Although frail, Elizabeth apparently had no health problems until 1821, when Dr. Coker prescribed opium for a nervous disorder. Her mother died when she was 22, and critics mark
signs of this loss in Aurora Leigh.
Elizabeth was an accomplished child. She read a number of Shakesperian plays, parts
of Pope's Homeric translations, passages from "Paradise Lost", and the histories of England, Greece, and Rome before the age of 10 years. Elizabeth was privately educated at home as schools for girls other than finishing schools did not exist. Thus her contacts with the outside world other than through literature were very limited. Most parents considered
academic education of their daughters of no real importasnce. She was self-taught in almost every respect and during her teen years she went through the principle Greek and Latin authors, along with Dante's Inferno-- all in the original languages. Her voracious appetite
for knowledge compelled her to learn enough Hebrew to read the Old Testament from beginning to end. Her enjoyment of the works and subject matter of Paine, Voltaire, Rousseau and Wollstonecraft was later expressed by her own concern for human rights in her own letters and poems.
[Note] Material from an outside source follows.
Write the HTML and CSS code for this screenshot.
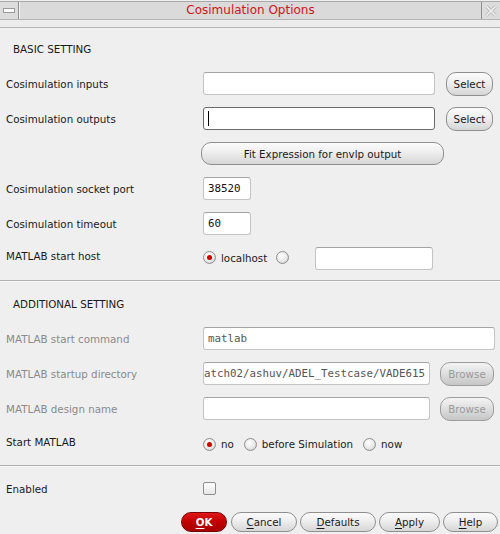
FILE: index.html
```html
<!DOCTYPE html>
<html>
<head>
<meta charset="utf-8">
<link rel="stylesheet" href="styles.css">
</head>
<body>
<div class="window">
  <div class="titlebar">
    <div class="tb-btn tb-left"><span class="min-icon"></span></div>
    <div class="title">Cosimulation Options</div>
    <div class="tb-btn tb-right">
      <svg width="12" height="12" viewBox="0 0 12 12">
        <path d="M1.5 1.5 L10.5 10.5 M10.5 1.5 L1.5 10.5" stroke="#bdbdbd" stroke-width="3.4" fill="none"/>
        <path d="M1.5 1.5 L10.5 10.5 M10.5 1.5 L1.5 10.5" stroke="#f4f4f4" stroke-width="1.4" fill="none"/>
      </svg>
    </div>
  </div>
  <div class="title-gap"></div>

  <div class="section basic">
    <div class="heading">BASIC SETTING</div>
    <div class="row">
      <span class="lbl">Cosimulation inputs</span>
      <span class="input w232"></span>
      <span class="btn sel">Select</span>
    </div>
    <div class="row">
      <span class="lbl">Cosimulation outputs</span>
      <span class="input w232 focus"><span class="caret"></span></span>
      <span class="btn sel">Select</span>
    </div>
    <div class="row">
      <span class="lbl"></span>
      <span class="btn fit">Fit Expression for envlp output</span>
    </div>
    <div class="row">
      <span class="lbl">Cosimulation socket port</span>
      <span class="input w48 mono">38520</span>
    </div>
    <div class="row">
      <span class="lbl">Cosimulation timeout</span>
      <span class="input w48 mono">60</span>
    </div>
    <div class="row host">
      <span class="lbl up">MATLAB start host</span>
      <span class="radio on"></span>
      <span class="opt">localhost</span>
      <span class="radio r2"></span>
      <span class="input w118 hostin"></span>
    </div>
  </div>

  <div class="sep sep1"></div>

  <div class="section additional">
    <div class="heading">ADDITIONAL SETTING</div>
    <div class="row">
      <span class="lbl dim">MATLAB start command</span>
      <span class="input w292 mono gray">matlab</span>
    </div>
    <div class="row">
      <span class="lbl dim">MATLAB startup directory</span>
      <span class="input w227 mono gray scrolled">atch02/ashuv/ADEL_Testcase/VADE615</span>
      <span class="btn browse">Browse</span>
    </div>
    <div class="row">
      <span class="lbl dim">MATLAB design name</span>
      <span class="input w227"></span>
      <span class="btn browse">Browse</span>
    </div>
    <div class="row start">
      <span class="lbl">Start MATLAB</span>
      <span class="radio on"></span>
      <span class="opt">no</span>
      <span class="radio r-before"></span>
      <span class="opt">before Simulation</span>
      <span class="radio r-now"></span>
      <span class="opt">now</span>
    </div>
  </div>

  <div class="sep sep2"></div>

  <div class="row enabled">
    <span class="lbl">Enabled</span>
    <span class="check"></span>
  </div>

  <div class="actions">
    <span class="btn act ok"><u>O</u>K</span>
    <span class="btn act cancel"><u>C</u>ancel</span>
    <span class="btn act defaults"><u>D</u>efaults</span>
    <span class="btn act apply"><u>A</u>pply</span>
    <span class="btn act help"><u>H</u>elp</span>
  </div>
</div>
</body>
</html>
```

FILE: styles.css
```css
html, body {
  margin: 0;
  padding: 0;
}
body {
  width: 500px;
  height: 534px;
  overflow: hidden;
  background: #efefef;
  font-family: "DejaVu Sans", "Liberation Sans", sans-serif;
  font-size: 10.3px;
  color: #1a1a1a;
}
.window {
  width: 500px;
  height: 534px;
}

/* title bar */
.titlebar {
  margin-top: 1px;
  height: 17px;
  border-top: 1px solid #a9a9a9;
  border-bottom: 1px solid #b4b4b4;
  background: #dadada;
  display: flex;
  align-items: stretch;
}
.tb-btn {
  width: 18px;
  display: flex;
  align-items: center;
  justify-content: center;
  background: #dcdcdc;
}
.tb-left {
  border-right: 1px solid #8e8e8e;
}
.tb-right {
  border-left: 1px solid #8e8e8e;
}
.min-icon {
  width: 10px;
  height: 3px;
  background: #fafafa;
  border: 1px solid #9a9a9a;
}
.title {
  flex: 1;
  text-align: center;
  color: #d2121c;
  font-size: 12px;
  line-height: 17px;
  border-left: 1px solid #f4f4f4;
}
.title-gap {
  height: 7px;
  border-bottom: 1px solid #b6b6b6;
  background: #ececec;
}

/* sections */
.section.basic {
  padding-top: 3px;
}
.heading {
  height: 35px;
  display: flex;
  align-items: center;
  padding-left: 13px;
  color: #1a1a1a;
}
.row {
  height: 35px;
  display: flex;
  align-items: center;
  padding-left: 6px;
}
.lbl {
  width: 197px;
  flex: none;
}
.lbl.up {
  position: relative;
  top: -3px;
}
.lbl.dim {
  color: #8a8a8a;
}

.input {
  box-sizing: border-box;
  height: 23px;
  background: #ffffff;
  border: 1px solid #c4c4c4;
  border-top-color: #a4a4a4;
  border-radius: 3px;
  display: flex;
  align-items: center;
  padding-left: 4px;
  overflow: hidden;
  white-space: nowrap;
  flex: none;
}
.input.focus {
  border-color: #6a6a6a;
}
.caret {
  width: 1px;
  height: 15px;
  background: #000;
}
.w232 { width: 232px; }
.w48 { width: 48px; }
.w118 { width: 118px; }
.w292 { width: 292px; }
.w227 { width: 227px; }
.mono {
  font-family: "DejaVu Sans Mono", "Liberation Mono", monospace;
  font-size: 10.8px;
  color: #111111;
  padding-left: 4px;
}
.mono.gray {
  color: #555;
}
.mono.scrolled {
  padding-left: 0;
}

/* buttons */
.btn {
  box-sizing: border-box;
  display: flex;
  align-items: center;
  justify-content: center;
  border: 1px solid #8f8f8f;
  border-radius: 9px;
  background: linear-gradient(#fbfbfb, #f0f0f0 40%, #d6d6d6);
  color: #1a1a1a;
  white-space: nowrap;
  flex: none;
}
.btn.sel {
  width: 47px;
  height: 24px;
  margin-left: 11px;
  border-radius: 10px;
}
.btn.fit {
  width: 243px;
  height: 23px;
  margin-left: -2px;
  border-radius: 10px;
}
.btn.browse {
  width: 54px;
  height: 24px;
  margin-left: 10px;
  border-radius: 10px;
  color: #9a9a9a;
  background: linear-gradient(#f4f4f4, #e2e2e2 40%, #c6c6c6);
  border-color: #9c9c9c;
}

/* radios */
.radio {
  box-sizing: border-box;
  width: 13px;
  height: 13px;
  border-radius: 50%;
  border: 1px solid #8e8e8e;
  background: radial-gradient(circle at 40% 35%, #ffffff, #e8e8e8 55%, #c4c4c4);
  position: relative;
  flex: none;
}
.radio.on::after {
  content: "";
  position: absolute;
  left: 3px;
  top: 3px;
  width: 5px;
  height: 5px;
  border-radius: 50%;
  background: #d20000;
}
.row.host .radio,
.row.host .opt {
  position: relative;
  top: -1px;
}
.opt {
  margin-left: 5px;
}
.radio.r2 {
  margin-left: 9px;
}
.hostin {
  margin-left: 26px;
}

.sep {
  height: 1px;
  background: #b0b0b0;
  border-bottom: 1px solid #f8f8f8;
}
.sep1 {
  margin-top: 4px;
}
.section.additional {
  padding-top: 4px;
}
.row.start {
  height: 32px;
}
.row.start .radio,
.row.start .opt {
  position: relative;
  top: 2px;
}
.radio.r-before {
  margin-left: 10px;
}
.radio.r-now {
  margin-left: 10px;
}
.sep2 {
  margin-top: 7px;
}

.row.enabled {
  height: 42px;
}
.row.enabled .lbl {
  position: relative;
  top: 1px;
}
.check {
  box-sizing: border-box;
  width: 13px;
  height: 13px;
  border: 1px solid #8e8e8e;
  border-radius: 2px;
  background: linear-gradient(#ffffff, #e6e6e6);
}

/* action buttons */
.actions {
  display: flex;
  padding-left: 181px;
  padding-top: 3px;
}
.btn.act {
  height: 20px;
  border-radius: 10px;
}
.btn.act u {
  text-underline-offset: 2px;
}
.btn.ok {
  width: 46px;
  background: linear-gradient(#e01818, #c00000 50%, #a80000);
  border-color: #7a0000;
  color: #ffffff;
  font-weight: bold;
}
.btn.cancel { width: 66px; margin-left: 4px; }
.btn.defaults { width: 76px; margin-left: 3px; }
.btn.apply { width: 61px; margin-left: 3px; }
.btn.help { width: 55px; margin-left: 3px; }
```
While still a child of 12 she rote an epic on The Battle of Marathon in the
style of Pope's Iliad (ryming couplets), which her proud father had privately published. Barrett later refered to her first literary attempt as, "Pope's Homer done over again, or rather undone." I am not entirely sure how Elizabeth's brothers and sisters were educated. Presumably her sisters were also educated at home. There is some reason to think the boys were also educated at home, at least until their teens. If her brothers had long hair and still wore dresses at 9 and 11 years, they sure would have been teased by the other boys. They would have surely had their hair cut and been breeched before being sent off to school. We know her brother Edward ("Bro") closed to his age went to Charter House. His letters home to her are full of descriptions of strict regime there.
Forster, Margaret. Elizabeth Barrett Browning: A Biography (Doubleday: New York, 1989,), 400p.